Yes, British intervention into Spain in 1808 (which lasted to 1814) started the switch to wheat, a crop that saved many a New Englander's life in 1816.
I can not find a source, but Potatoes are known to survive frost and colder weather better then most other crops. Potatoes were well known to Americans prior to the Revolution, but the main crop remain Corn. I suspect that since Potatoes survived 1816 better then corn, Potatoes planting expanded after 1816, but then dropped after the potato blight of the 1830s (the same blight that hit Ireland hard). Please note the Potato crop in Ireland FAILED in 1816, it became to wet, but revived the following year till the blight hit. The blight was a bigger hit for it affect the Irish over many years, not just one growing season.

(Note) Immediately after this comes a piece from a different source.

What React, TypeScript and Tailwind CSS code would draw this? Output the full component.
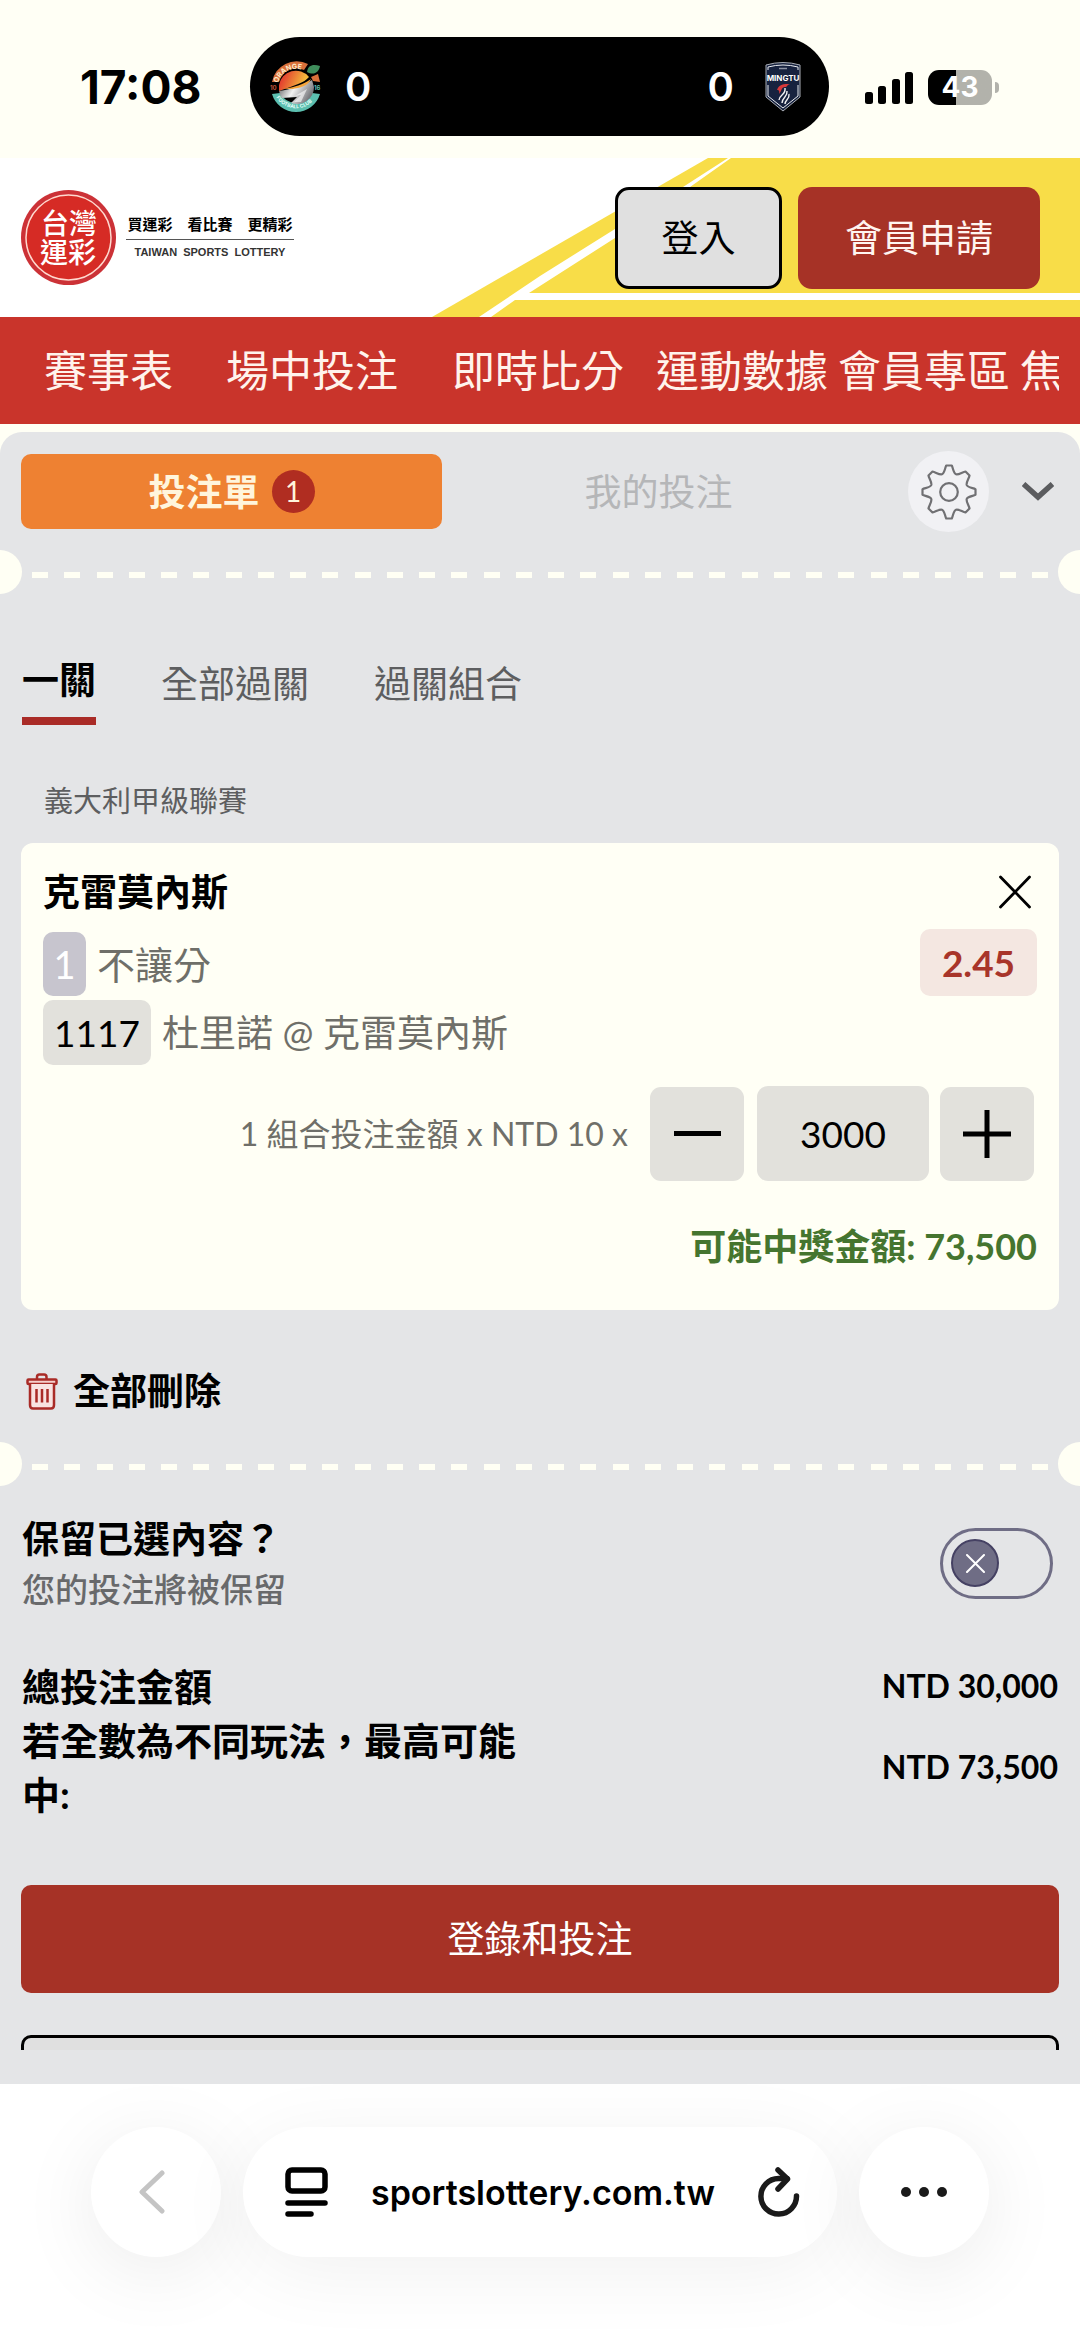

The massive crop failure is also believed to have convinced more New Englanders to move West. I can see a family, do to food shortages seeing their grand parents die early and maybe one or two children. Staying would bring back to many bad memories so the family decided to move west.
Those farmers that had planted Wheat did not come under such pressure, they had enough to eat and feed their families.
Just pointing out, yes Politics can be Byzantine, but sometimes what happens in one part of the world, ends up affecting another. How could someone think a British move into Spain in 1808 would lead to a massive Internal AMERICAN move from New England to the Mid West in 1817?